As attractive as counter-offers may appear, they greatly decrease your chances of achieving your career potential and to keep things in perspective read the list below:
Top 10 Reasons to Reject a Counter Offer:
#1. What type of company do you work for if you have to threaten to resign before they give you fair market value for your skills?
#2. Where is the money for the counter offer coming from? Is it your next raise early? (All companies have strict wage and salary guidelines which must be followed).
#3. Your company will start looking for a new person at a lower salary price, immediately. The wheels are in motion to replace you, ASAP.
#4. You have now made your employer aware that you are unhappy.
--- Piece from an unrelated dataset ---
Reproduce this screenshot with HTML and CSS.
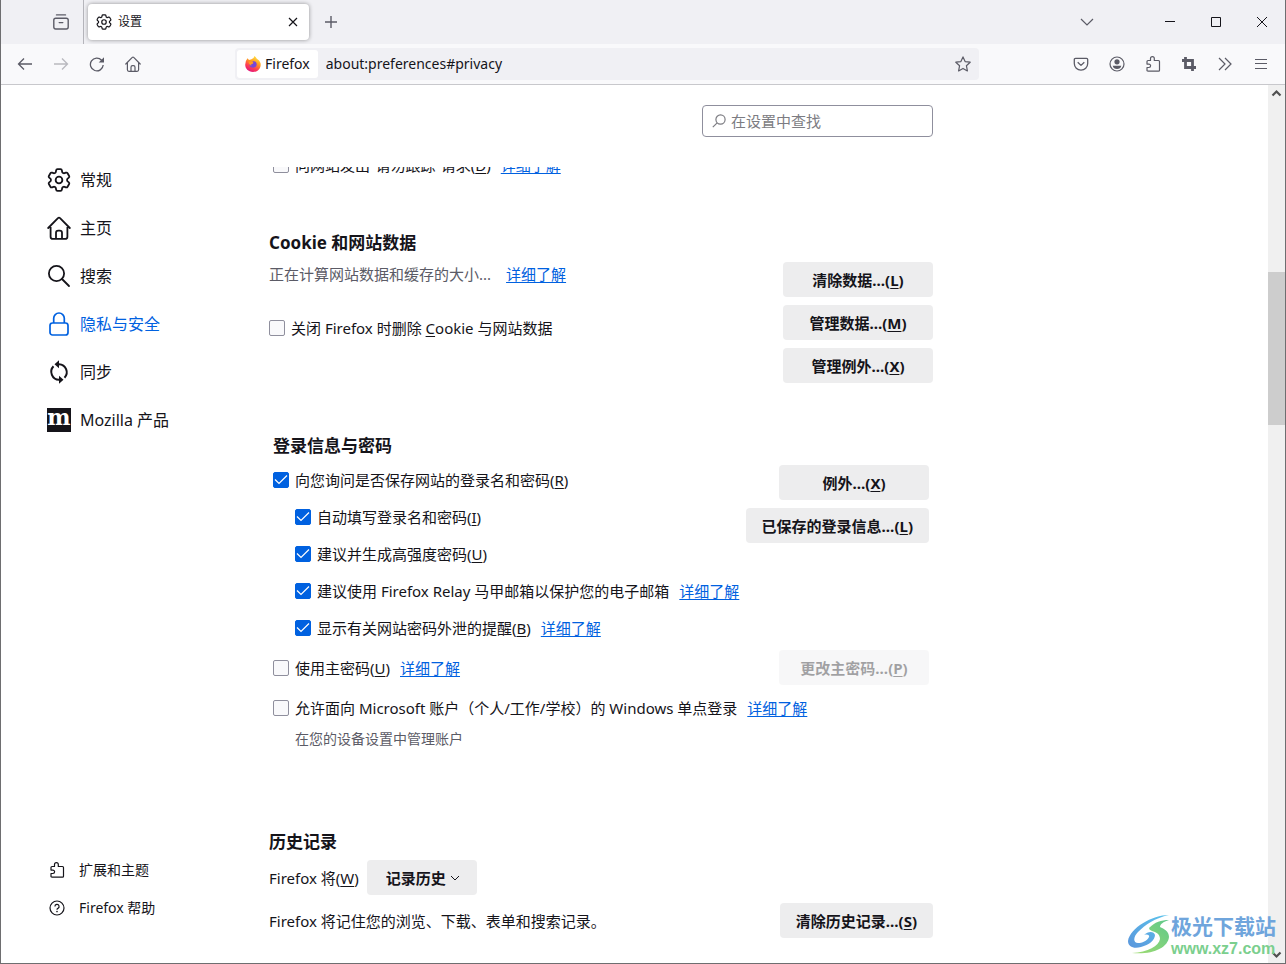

From this day on, your loyalty will always be in question.
#5. When promotion time comes around your employer will remember who was loyal and who wasn’t.
#6. When times get tough your employer will begin the cutback with you.
#7. The same circumstances that now cause you to consider a change will repeat themselves in the future, even if you accept a counter offer.
#8. Statistics show that if you accept a counter offer, the probability of voluntarily leaving in six months or being let go within one year is extremely high. National statistics indicate that 89% of employees that accept counter offers leave within in 6 months.
#9. Accepting a counter offer should be an insult to your intelligence and a blow to your personal pride, because you know that you were bought.
#10. Once the word gets out the relationship that you now enjoy with your co-workers will never be the same. You risk losing peer group acceptance and will forever be that defector who was brought back.
To ease the stress of resisting the allure of the counter-offer, stay in close touch with your Job Search Coach or Career Strategist from the time you resign until you are actually out the door.